For the reasons I have given, it follows that the grievor did not make improper use of the notice board, and that he did not incite employees is charged. It was argued, however, that he ought nevertheless to have obeyed the instruction to take down the notice complained of, filing a grievance if he so desired. This argument is based on the principle set out in many arbitration cases that an employee must follow instructions (unless to do so would subject him to an unreasonable risk of harm, or the like) and seek redress through the grievance procedure. The principle was recently expressed in Case No. 120, where it was held that the grievor ought to have proceeded to take out his train on time, even though the company was in breach of its agreement to provide certain supplies. The rationale of such rulings is that it is essential that the operation - fundamental to the livelihood of employers and employees - may continue uninterrupted, while the redress to which one or the other may be entitled can be considered and decided in an appropriate fashion. There is, in general, an obligation to accept an order, even if it is improper, in order that work may go on.

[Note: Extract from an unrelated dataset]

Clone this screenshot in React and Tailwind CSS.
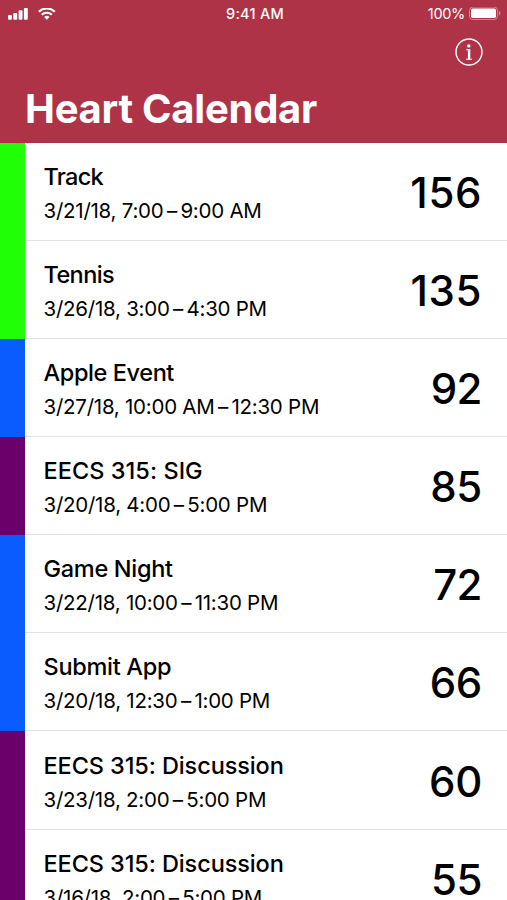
import React from 'react';

// \u2009 = thin space around the dash
const events = [
  { title: 'Track', time: '3/21/18, 7:00\u2009–\u20099:00 AM', bpm: 156, color: 'bg-[#21ff06]', tracking: 'tracking-[-0.7px]', bpmTracking: 'tracking-[0.6px]' },
  { title: 'Tennis', time: '3/26/18, 3:00\u2009–\u20094:30 PM', bpm: 135, color: 'bg-[#21ff06]', tracking: 'tracking-[-0.6px]', bpmTracking: 'tracking-[0.6px]' },
  { title: 'Apple Event', time: '3/27/18, 10:00 AM\u2009–\u200912:30 PM', bpm: 92, color: 'bg-[#0b5cff]', tracking: 'tracking-[-0.4px]', bpmTracking: 'tracking-[-0.5px]' },
  { title: 'EECS 315: SIG', time: '3/20/18, 4:00\u2009–\u20095:00 PM', bpm: 85, color: 'bg-[#6b006b]', tracking: 'tracking-[0.05px]', bpmTracking: 'tracking-[-0.3px]' },
  { title: 'Game Night', time: '3/22/18, 10:00\u2009–\u200911:30 PM', bpm: 72, color: 'bg-[#0b5cff]', tracking: 'tracking-[-0.3px]', bpmTracking: 'tracking-[-0.5px]' },
  { title: 'Submit App', time: '3/20/18, 12:30\u2009–\u20091:00 PM', bpm: 66, color: 'bg-[#0b5cff]', tracking: 'tracking-[-0.3px]', bpmTracking: 'tracking-[-0.3px]' },
  { title: 'EECS 315: Discussion', time: '3/23/18, 2:00\u2009–\u20095:00 PM', bpm: 60, color: 'bg-[#6b006b]', tracking: 'tracking-[-0.1px]', bpmTracking: 'tracking-[-0.3px]' },
  { title: 'EECS 315: Discussion', time: '3/16/18, 2:00\u2009–\u20095:00 PM', bpm: 55, color: 'bg-[#6b006b]', tracking: 'tracking-[-0.1px]', bpmTracking: 'tracking-[-0.5px]' },
];

function StatusBar() {
  return (
    <div className="flex h-7 items-center pl-2 pr-[5px]">
      <div className="flex flex-1 items-center gap-[9.5px]">
        <svg className="h-[13px] w-5" viewBox="0 0 20 13" fill="currentColor">
          <rect x="0" y="7" width="3.9" height="4.7" rx="1" />
          <rect x="5.3" y="5" width="3.9" height="6.7" rx="1" />
          <rect x="10.6" y="2.3" width="3.9" height="9.4" rx="1" />
          <rect x="15.9" y="0" width="3.9" height="11.7" rx="1" />
        </svg>
        <svg className="h-[13px] w-[18px]" viewBox="0 0 18 13" fill="none" stroke="currentColor" strokeWidth="2.1">
          <path d="M.8 3.7a11.4 11.4 0 0 1 16 0M3.7 6.8a7.2 7.2 0 0 1 10.2 0" />
          <path d="M6.1 9a3.9 3.9 0 0 1 5.4 0L8.800 11.7z" fill="currentColor" stroke="none" />
        </svg>
      </div>
      <span className="text-[14.5px] font-medium tracking-[0.25px]">9:41 AM</span>
      <div className="flex flex-1 items-center justify-end gap-[4px]">
        <span className="text-[14.5px] tracking-[-0.3px]">100%</span>
        <svg className="h-[14px] w-[33px]" viewBox="0 0 33 14">
          <rect x="0.5" y="0" width="28" height="12.5" rx="3.5" fill="none" stroke="currentColor" opacity=".4" />
          <rect x="2" y="1.5" width="25" height="9.5" rx="1.8" fill="currentColor" />
          <path d="M30 4.1c1.9.6 1.9 3.7 0 4.3z" fill="currentColor" opacity=".45" />
        </svg>
      </div>
    </div>
  );
}

function InfoIcon() {
  return (
    <svg className="h-7 w-7" viewBox="0 0 28 28" fill="none">
      <circle cx="14" cy="14" r="13" stroke="currentColor" strokeWidth="1.4" />
      <circle cx="13.8" cy="7.9" r="1.7" fill="currentColor" />
      <path d="M11.3 11.6h3.5M11 21.200h6" stroke="currentColor" strokeWidth="1.1" />
      <path d="M14.1 11.1v10.300" stroke="currentColor" strokeWidth="2.4" />
    </svg>
  );
}

function EventRow({ event }) {
  return (
    <li className="flex h-[98.15px]">
      <div className={`w-[25px] shrink-0 ${event.color}`} />
      <div className="flex flex-1 items-center justify-between border-b border-[#e2e2e4] pl-[18.5px] pr-[25px]">
        <div className="pt-[5px]">
          <h2 className={`text-[23.5px] font-medium leading-[34px] ${event.tracking}`}>{event.title}</h2>
          <p className="text-[20.5px] leading-[34px] tracking-[-0.25px]">{event.time}</p>
        </div>
        <span className={`pt-[2px] text-[42px] font-[480] ${event.bpmTracking}`}>{event.bpm}</span>
      </div>
    </li>
  );
}

export default function App() {
  return (
    <div className="h-[900px] w-[507px] overflow-hidden bg-white font-['Inter',sans-serif] text-black">
      <header className="h-[142.6px] bg-[#ae3347] text-white">
        <StatusBar />
        <div className="flex justify-end pr-6 pt-[10px]">
          <InfoIcon />
        </div>
        <h1 className="mt-[13px] pl-[25px] text-[40px] font-bold leading-[60px] tracking-[-0.25px]">Heart Calendar</h1>
      </header>
      <ul>
        {events.map((event, i) => (
          <EventRow key={i} event={event} />
        ))}
      </ul>
    </div>
  );
}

That reasoning, however does not apply in the instant case. The company’s order to remove the notice was not in aid of its operations, and there was no necessity for immediate compliance. There is no evidence that operations were in fact affected by the notice, in which case a demand for its removal might have to be obeyed. In the circumstances of this case, however, I am unable to conclude that the grievor’s refusal to remove the notice was improper. It should be clear that in reaching this conclusion I say nothing as to the advice which he offered employees in the notice.

For the foregoing reasons the grievance is allowed. The grievor is entitled to the relief asked.